Copy the lines below as they are; omit the images they contain.
-- START Information shown --
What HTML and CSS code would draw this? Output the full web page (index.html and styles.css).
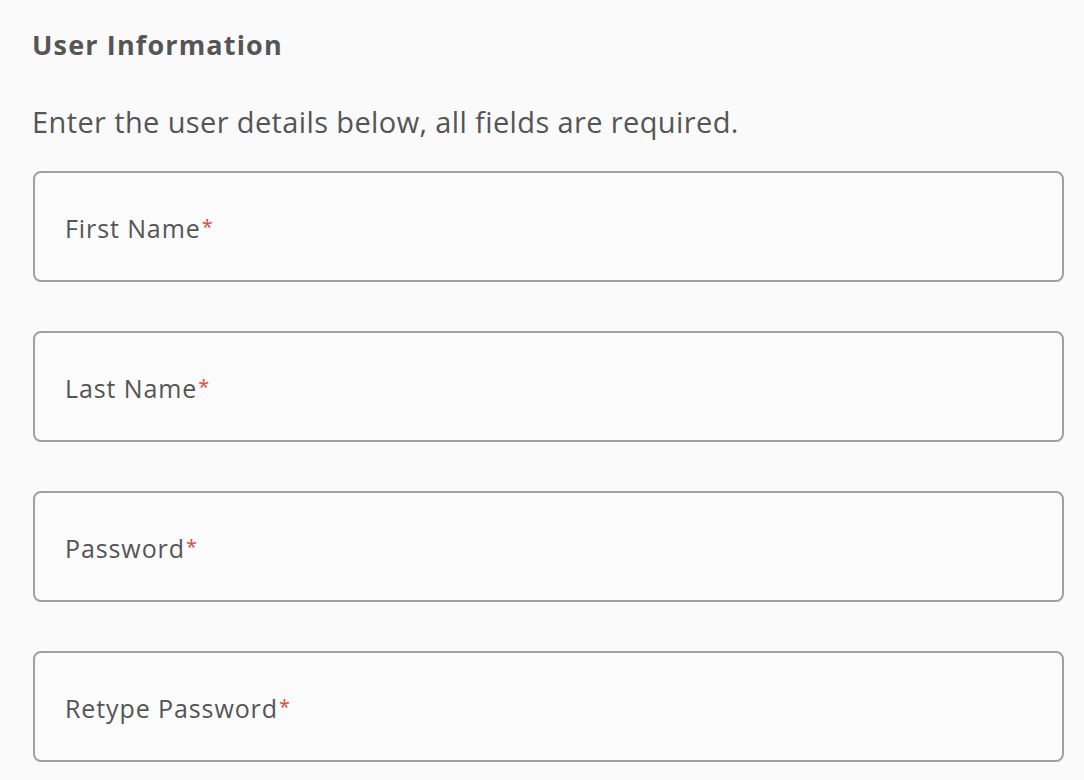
FILE: index.html
```html
<!DOCTYPE html>
<html lang="en">
<head>
<meta charset="utf-8">
<title>User Information</title>
<link rel="stylesheet" href="styles.css">
</head>
<body>
<main class="form">
  <h2 class="title">User Information</h2>
  <p class="intro">Enter the user details below, all fields are required.</p>
  <div class="fields">
    <label class="field"><span class="label">First Name<span class="req">*</span></span></label>
    <label class="field"><span class="label">Last Name<span class="req">*</span></span></label>
    <label class="field"><span class="label">Password<span class="req">*</span></span></label>
    <label class="field"><span class="label">Retype Password<span class="req">*</span></span></label>
  </div>
</main>
</body>
</html>
```
FILE: styles.css
```css
html, body {
  margin: 0;
  padding: 0;
  background: #fafafa;
}
body {
  font-family: "Open Sans", Lato, sans-serif;
  color: #555555;
  font-variant-ligatures: none;
}
.form {
  padding: 26px 20px 0 32px;
}
.title {
  margin: 0;
  font-size: 27px;
  font-weight: 700;
  line-height: 38px;
  letter-spacing: 1.15px;
  color: #555555;
}
.intro {
  margin: 38px 0 0 0;
  font-size: 29px;
  line-height: 40px;
  letter-spacing: 0.38px;
  color: #555555;
}
.fields {
  margin-top: 29px;
  display: flex;
  flex-direction: column;
  gap: 49px;
}
.field {
  display: flex;
  align-items: center;
  height: 111px;
  box-sizing: border-box;
  border: 2px solid #a0a0a0;
  border-radius: 8px;
  margin-left: 1px;
  padding: 2px 30px 0 30px;
  background: #fbfbfb;
}
.label {
  font-size: 25px;
  letter-spacing: 0.9px;
  color: #555555;
}
.req {
  color: #e8463a;
  font-size: 20px;
  vertical-align: 4px;
  margin-left: 1px;
  letter-spacing: 0;
}
```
-- END Information shown --
▸ **Reply**:
What HTML and CSS code would draw this? Output the full web page (index.html and styles.css).
FILE: index.html
```html
<!DOCTYPE html>
<html lang="en">
<head>
<meta charset="utf-8">
<title>User Information</title>
<link rel="stylesheet" href="styles.css">
</head>
<body>
<main class="form">
  <h2 class="title">User Information</h2>
  <p class="intro">Enter the user details below, all fields are required.</p>
  <div class="fields">
    <label class="field"><span class="label">First Name<span class="req">*</span></span></label>
    <label class="field"><span class="label">Last Name<span class="req">*</span></span></label>
    <label class="field"><span class="label">Password<span class="req">*</span></span></label>
    <label class="field"><span class="label">Retype Password<span class="req">*</span></span></label>
  </div>
</main>
</body>
</html>
```
FILE: styles.css
```css
html, body {
  margin: 0;
  padding: 0;
  background: #fafafa;
}
body {
  font-family: "Open Sans", Lato, sans-serif;
  color: #555555;
  font-variant-ligatures: none;
}
.form {
  padding: 26px 20px 0 32px;
}
.title {
  margin: 0;
  font-size: 27px;
  font-weight: 700;
  line-height: 38px;
  letter-spacing: 1.15px;
  color: #555555;
}
.intro {
  margin: 38px 0 0 0;
  font-size: 29px;
  line-height: 40px;
  letter-spacing: 0.38px;
  color: #555555;
}
.fields {
  margin-top: 29px;
  display: flex;
  flex-direction: column;
  gap: 49px;
}
.field {
  display: flex;
  align-items: center;
  height: 111px;
  box-sizing: border-box;
  border: 2px solid #a0a0a0;
  border-radius: 8px;
  margin-left: 1px;
  padding: 2px 30px 0 30px;
  background: #fbfbfb;
}
.label {
  font-size: 25px;
  letter-spacing: 0.9px;
  color: #555555;
}
.req {
  color: #e8463a;
  font-size: 20px;
  vertical-align: 4px;
  margin-left: 1px;
  letter-spacing: 0;
}
```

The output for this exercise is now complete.